Islamist terrorist group Al-Qaida created by Osama Bin Laden relies heavily on computers and other modern communication tools. By the early 2000s, Islamist terrorists had started using chat rooms, pornographic sites and other Internet utilities to masquerade maps and photographs of their targets, and for sharing directions and information for their operations.
US officials stumbled upon messages that were encoded using free encryption programs set up by Internet privacy groups. Images were formed via a series of dots inside which were strings of letters and numbers that computers could read to reconstruct images. These are just a few examples of how IT has been used by terror groups.
Irish terrorists took help of contract hackers to penetrate computers to get the home addresses of law-enforcement and intelligence officers. In March 2000, an investigation by Japanese police forces showed that a software system had been bought by Aum Shinrikyo cult, which is notorious for poisoning Tokyo subway in 1995. This software system was used to monitor more than 100 police vehicles, and was also sold to several Japanese companies and government agencies, thus, making them vulnerable to cyber attacks by this cult group.
Today, terrorists from the infamous ISIS group meet openly on Facebook or Twitter. They ensure their discussions remain highly confidential by using encryption technology to encode their messages. ISIS has a technology cell that consists of five to six members offering 24/7 support on encrypting communications, disguising personal details and using apps like Twitter while avoiding surveillance.
ISIS is known to use an app called Telegram, which offers two layers of encryption, and claims to be faster and more secure than the more commonly-used WhatsApp.
The issue of hunting out terrorist communication is almost like finding a needle in a haystack. It is not possible to scan every voice call, message or email, given the very high volume of communication. Then, there are problems related to the right to privacy and confidentially of certain communication such as business plans and banking transactions.
Safeguard technologies for the future
Current levels of technology available are actually inadequate to deal with the scope and potential severity of the terrorism threat. You need to always remain one step ahead of the terrorists and develop security systems that are capable of protecting the public, safeguarding their liberties, travel and commercial activities, in a proactive manner. This requires vision, strategy and optimisation to enable selecting the most crucial technologies capable of providing maximum security for the resources invested. Utmost flexibility to address a wide range of threats is also required.
Aviation giant Boeing and other major aircraft manufacturers together are in process of developing a remote-control technology for flying a commercial aircraft. Had this technology been available in 2001, perhaps the 9/11 terror attacks on World Trade Center and Pentagon that killed nearly 3000 people could have been prevented.
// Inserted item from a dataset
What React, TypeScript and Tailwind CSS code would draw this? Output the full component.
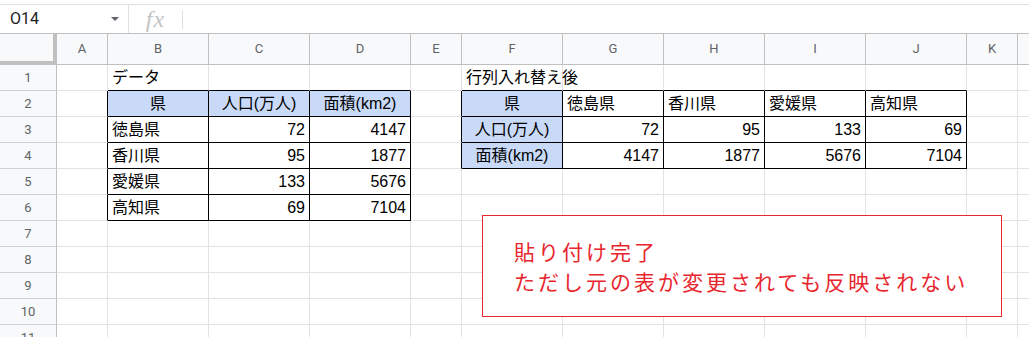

There is research and development work going on for useful biometric options that include vein scans, facial thermographs, DNA matching, odour sensing, blood pulse measurements, skin-pattern recognition, nail-bed identification, gait recognition and ear-shape recognition.
The surest way to stop terrorists from hijacking or bombing planes from within is perhaps to stop attackers from boarding the planes in the first place. Hence, researchers have also envisioned combining sophisticated video surveillance at airports with software that analyses, for example, facial expressions for signs of lying. Researchers are also developing devices that can remotely scan for irregular blood pressure and heart rates, to serve as supplementary data.